Je suis aussi allé faire Maestro sur un film-annonce pour Il Était une Fois... l'Homme, dans le cadre d'une restauration de la série orchestrée par Hélène, la fille d'Albert Barillé, malheureusement décédé.
[David Scordia] Quelle différence pour vous entre la voix de Kaa adulte et celle de Kaa enfant dans Le Livre de la Jungle Souvenirs d'Enfance ?
[Roger Carel]
Il n'y en a pas, il fallait juste un peu la rajeunir ! Il faut garder à peu près le ton du personnage... mais en plus jeune !
La voix ne m'a jamais posé de gros problèmes, j'ai eu beaucoup de chance de pouvoir me balader dans tous les accents possibles.

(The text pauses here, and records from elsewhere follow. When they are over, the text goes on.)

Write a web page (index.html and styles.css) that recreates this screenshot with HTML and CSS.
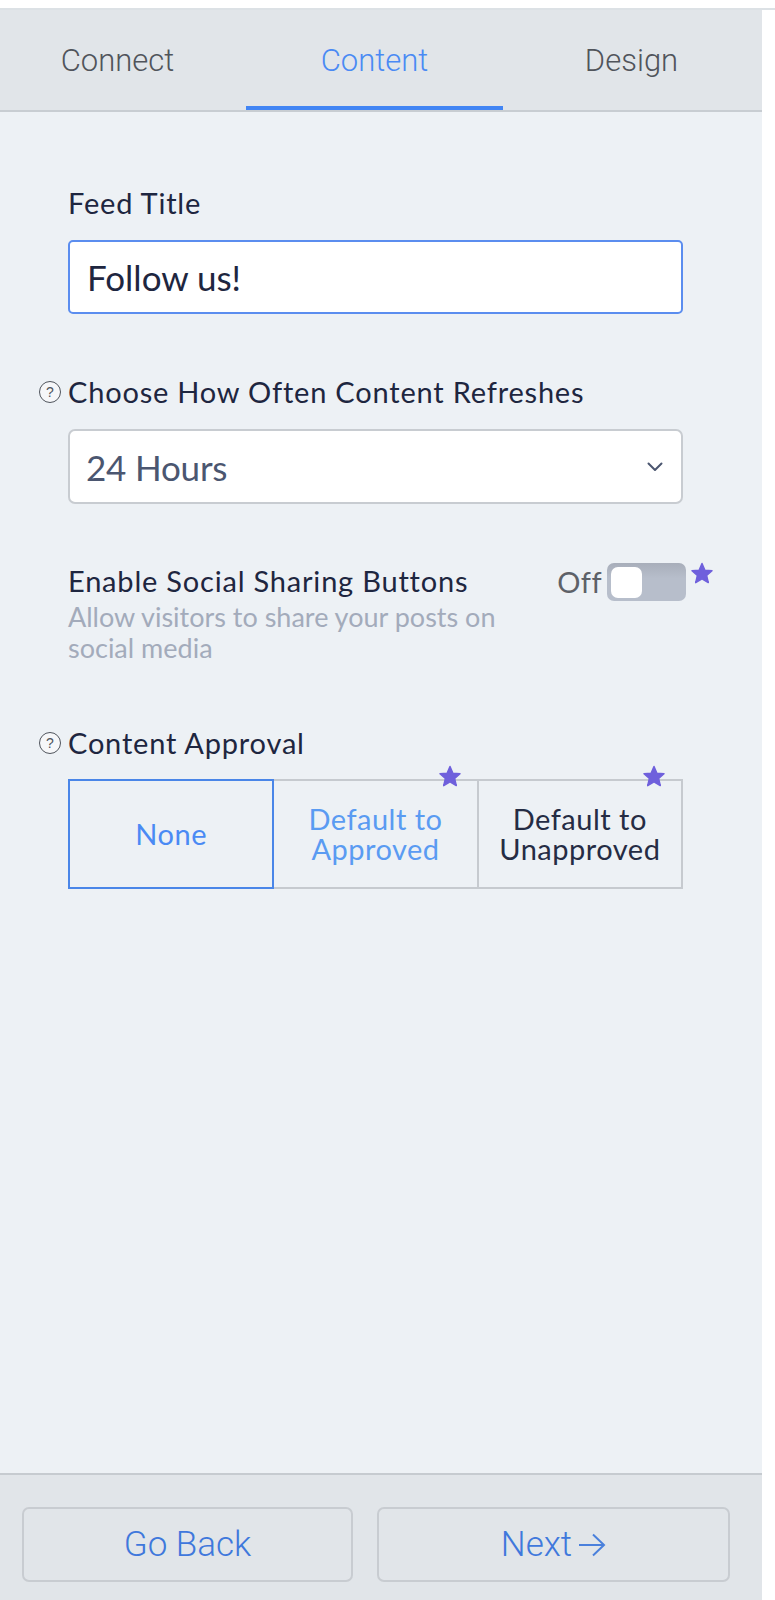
FILE: index.html
```html
<!DOCTYPE html>
<html lang="en">
<head>
<meta charset="utf-8">
<title>Feed Settings - Content</title>
<link rel="stylesheet" href="styles.css">
</head>
<body>
<div class="topline"></div>
<div class="panel">
  <nav class="tabs">
    <div class="tab">Connect</div>
    <div class="tab active">Content</div>
    <div class="tab">Design</div>
  </nav>

  <main class="content">
    <section class="field">
      <div class="label">Feed Title</div>
      <div class="input">Follow us!</div>
    </section>

    <section class="field field-refresh">
      <div class="label with-help"><span class="help">?</span><span>Choose How Often Content Refreshes</span></div>
      <div class="select">
        <span>24 Hours</span>
        <svg class="chevron" width="16" height="10" viewBox="0 0 16 10"><polyline points="1.5,1.5 8,8 14.5,1.5" fill="none" stroke="#4b5670" stroke-width="2" stroke-linecap="round" stroke-linejoin="round"/></svg>
      </div>
    </section>

    <section class="share">
      <div class="share-text">
        <div class="label">Enable Social Sharing Buttons</div>
        <div class="hint">Allow visitors to share your posts on<br>social media</div>
      </div>
      <div class="share-ctrl">
        <span class="off">Off</span>
        <span class="toggle">
          <span class="knob"></span>
          <svg class="star star-toggle" width="24" height="23" viewBox="0 0 24 23"><polygon points="12,1.5 14.9,8.2 22,8.8 16.6,13.5 18.3,20.6 12,16.8 5.7,20.6 7.4,13.5 2,8.8 9.1,8.2" fill="#6f60dc" stroke="#6f60dc" stroke-width="1.5" stroke-linejoin="round"/></svg>
        </span>
      </div>
    </section>

    <section class="field field-approval">
      <div class="label with-help"><span class="help">?</span><span>Content Approval</span></div>
      <div class="options">
        <div class="opt opt-active">None</div>
        <div class="opt opt-blue"><span class="opt-text">Default to<br>Approved</span>
          <svg class="star star-opt" width="24" height="23" viewBox="0 0 24 23"><polygon points="12,1.5 14.9,8.2 22,8.8 16.6,13.5 18.3,20.6 12,16.8 5.7,20.6 7.4,13.5 2,8.8 9.1,8.2" fill="#6f60dc" stroke="#6f60dc" stroke-width="1.5" stroke-linejoin="round"/></svg>
        </div>
        <div class="opt opt-dark"><span class="opt-text">Default to<br>Unapproved</span>
          <svg class="star star-opt" width="24" height="23" viewBox="0 0 24 23"><polygon points="12,1.5 14.9,8.2 22,8.8 16.6,13.5 18.3,20.6 12,16.8 5.7,20.6 7.4,13.5 2,8.8 9.1,8.2" fill="#6f60dc" stroke="#6f60dc" stroke-width="1.5" stroke-linejoin="round"/></svg>
        </div>
      </div>
    </section>
  </main>

  <footer class="footer">
    <button class="btn btn-back">Go Back</button>
    <button class="btn btn-next">Next<svg class="arrow" width="28" height="24" viewBox="0 0 28 24"><line x1="1" y1="12" x2="26" y2="12" stroke="#4a80dc" stroke-width="2"/><polyline points="15,1.5 26,12 15,22.5" fill="none" stroke="#4a80dc" stroke-width="2"/></svg></button>
  </footer>
</div>
</body>
</html>
```
FILE: styles.css
```css
* { box-sizing: border-box; }

html, body {
  margin: 0;
  padding: 0;
  background: #ffffff;
}

body {
  padding-top: 8px;
  font-family: "Lato", "Open Sans", sans-serif;
  font-weight: 400;
}

.topline {
  height: 2px;
  background: #dce1e5;
}

.panel {
  width: 762px;
  height: 1590px;
  display: flex;
  flex-direction: column;
  overflow: hidden;
  background: #edf1f5;
}

/* Tabs */
.tabs {
  display: grid;
  grid-template-columns: 257px 257px 257px;
  margin-left: -11px;
  width: 782px;
  background: #e1e5e9;
  border-bottom: 2px solid #c8cdd2;
  flex: 0 0 auto;
}

.tab {
  height: 100px;
  padding-top: 4px;
  border-bottom: 4px solid transparent;
  display: flex;
  align-items: center;
  justify-content: center;
  font-family: "Roboto", "Liberation Sans", sans-serif;
  font-size: 31px;
  font-weight: 300;
  color: #50545b;
}

.tab.active {
  color: #4a8af4;
  border-bottom-color: #4285f4;
}

/* Content */
.content {
  flex: 1 1 auto;
  padding: 73px 79px 0 68px;
}

.label {
  font-size: 29px;
  line-height: 36px;
  letter-spacing: 0.8px;
  color: #1e2640;
}

.with-help {
  display: flex;
  align-items: center;
  margin-left: -29px;
}

.help {
  width: 22px;
  height: 22px;
  margin-right: 7px;
  border: 1.5px solid #50555d;
  border-radius: 50%;
  display: inline-flex;
  align-items: center;
  justify-content: center;
  font-family: "Liberation Sans", sans-serif;
  font-size: 14px;
  line-height: 1;
  letter-spacing: 0;
  color: #50555d;
  background: #f6f7f9;
  flex: 0 0 auto;
}

.field .label {
  margin-bottom: 19px;
}

.input {
  height: 74px;
  border: 2px solid #5b8def;
  border-radius: 5px;
  background: #ffffff;
  display: flex;
  align-items: center;
  padding-left: 17px;
  font-size: 35px;
  letter-spacing: 0;
  color: #1e2640;
}

.field-refresh {
  margin-top: 60px;
}

.select {
  height: 75px;
  border: 2px solid #c8ccd1;
  border-radius: 7px;
  background: #ffffff;
  display: flex;
  align-items: center;
  justify-content: space-between;
  padding: 0 18px 0 16px;
  font-size: 35px;
  letter-spacing: -0.2px;
  color: #4b5670;
}

.chevron {
  display: block;
}

/* Social sharing */
.share {
  margin-top: 59px;
  display: flex;
  justify-content: space-between;
  align-items: flex-start;
}

.hint {
  margin-top: 2px;
  font-size: 27px;
  line-height: 31px;
  letter-spacing: 0;
  color: #a3abbb;
}

.share-ctrl {
  display: flex;
  align-items: center;
  gap: 5px;
  margin-right: -3px;
}

.off {
  font-size: 29px;
  line-height: 36px;
  letter-spacing: 0.4px;
  color: #5d6168;
}

.toggle {
  position: relative;
  width: 79px;
  height: 38px;
  border-radius: 7px;
  background: linear-gradient(#a8aeba, #b7becb 40%, #b7becb);
  display: flex;
  align-items: center;
  padding-left: 4px;
}

.knob {
  width: 31px;
  height: 31px;
  border-radius: 7px;
  background: #ffffff;
}

.star {
  display: block;
}

.star-toggle {
  position: absolute;
  left: 83px;
  top: -1px;
}

/* Content approval */
.field-approval {
  margin-top: 62px;
}

.field-approval .label {
  margin-bottom: 18px;
}

.options {
  display: flex;
  width: 615px;
}

.opt {
  position: relative;
  flex: 0 0 206.34px;
  height: 110px;
  border: 2px solid #c6cacf;
  display: flex;
  align-items: center;
  justify-content: center;
  text-align: center;
  font-size: 29px;
  line-height: 30px;
  letter-spacing: 0.5px;
}

.opt-text {
  display: block;
}

.opt + .opt {
  margin-left: -2px;
}

.opt-active {
  z-index: 1;
  border-color: #4a86e8;
  color: #4a8af4;
}

.opt-blue {
  color: #5a9bf2;
}

.opt-dark {
  color: #252c44;
}

.star-opt {
  position: absolute;
  right: 15px;
  top: -16px;
}

/* Footer */
.footer {
  flex: 0 0 127px;
  border-top: 2px solid #c6cbd0;
  background: #e1e5e9;
  display: flex;
  gap: 24px;
  padding: 32px 0 0 22px;
}

.btn {
  height: 75px;
  border: 2px solid #c8ccd1;
  border-radius: 7px;
  background: transparent;
  font-family: "Roboto", "Liberation Sans", sans-serif;
  font-size: 35px;
  font-weight: 300;
  color: #3f78dc;
  display: flex;
  align-items: center;
  justify-content: center;
  padding: 0;
}

.btn-back {
  width: 331px;
}

.btn-next {
  width: 353px;
  gap: 6px;
}

.arrow {
  display: block;
}
```
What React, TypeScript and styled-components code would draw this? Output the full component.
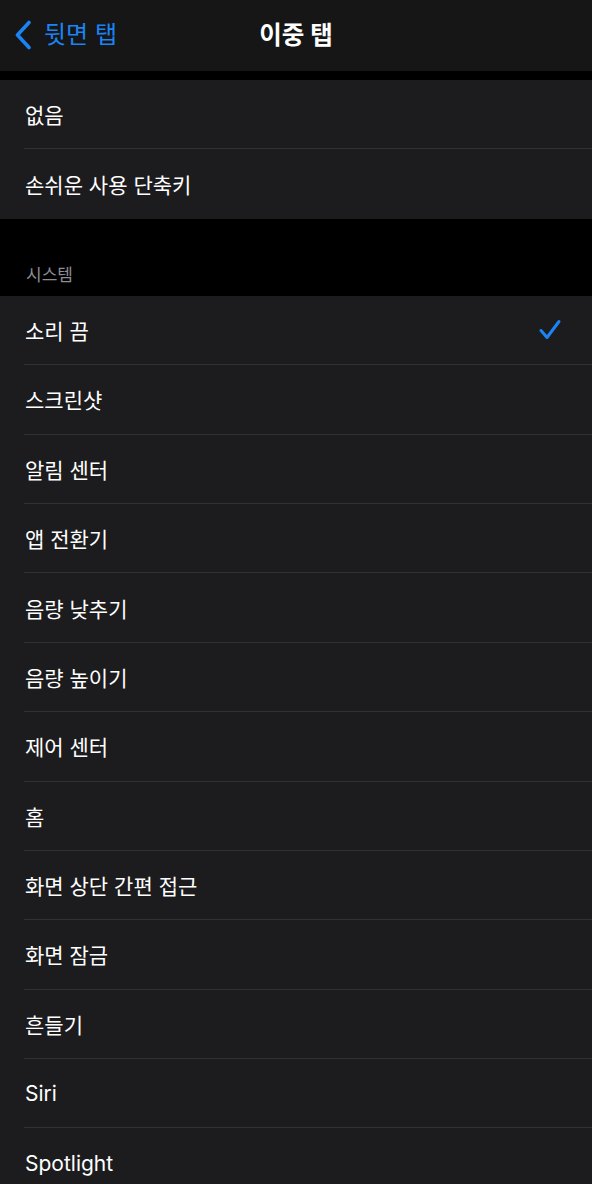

J'ai doublé des films dramatiques, sans que ça se sache. On m'a dit une fois : "C'est embêtant, on a essayé tous les vietnamiens de Paris pour un personnage dramatique, le père d'un Khmer rouge qui se fait tuer". Il m'a fallu prendre un accent d'un vieil homme vietnamien sans que ça ait jamais l'air ridicule.
[Laurent Armand-Zuniga] Le doublage du Muppet Show est probablement une des plus belles réussites de ce métier grâce à l'alchimie entre vous et Micheline Dax, Francis Lax, Pierre Tornade, Gérard Hernandez. Vous avez même créé des répliques qui n'existaient pas dans la version originale.
[Roger Carel] Oui parce que, comme dans Benny Hill, on est tributaire de rires enregistrés qui tombent à un moment précis sur la bande. Il fallait donc trouver un gag équivalent qui tombe pile avant les rires car ce qui fait rire un Londonien avec un gag sur une cuisinière qui passe à la télévision mais que personne ne connaît en France, ne fera pas rire ici. Or Benny Hill imitait parfois cette dame. Et dans Le Muppet Show, nous étions confrontés au même problème : des jeux de mots anglais qui ne fonctionnent pas chez nous, il fallait en trouver un qui corresponde pour que le rire tombe au même moment.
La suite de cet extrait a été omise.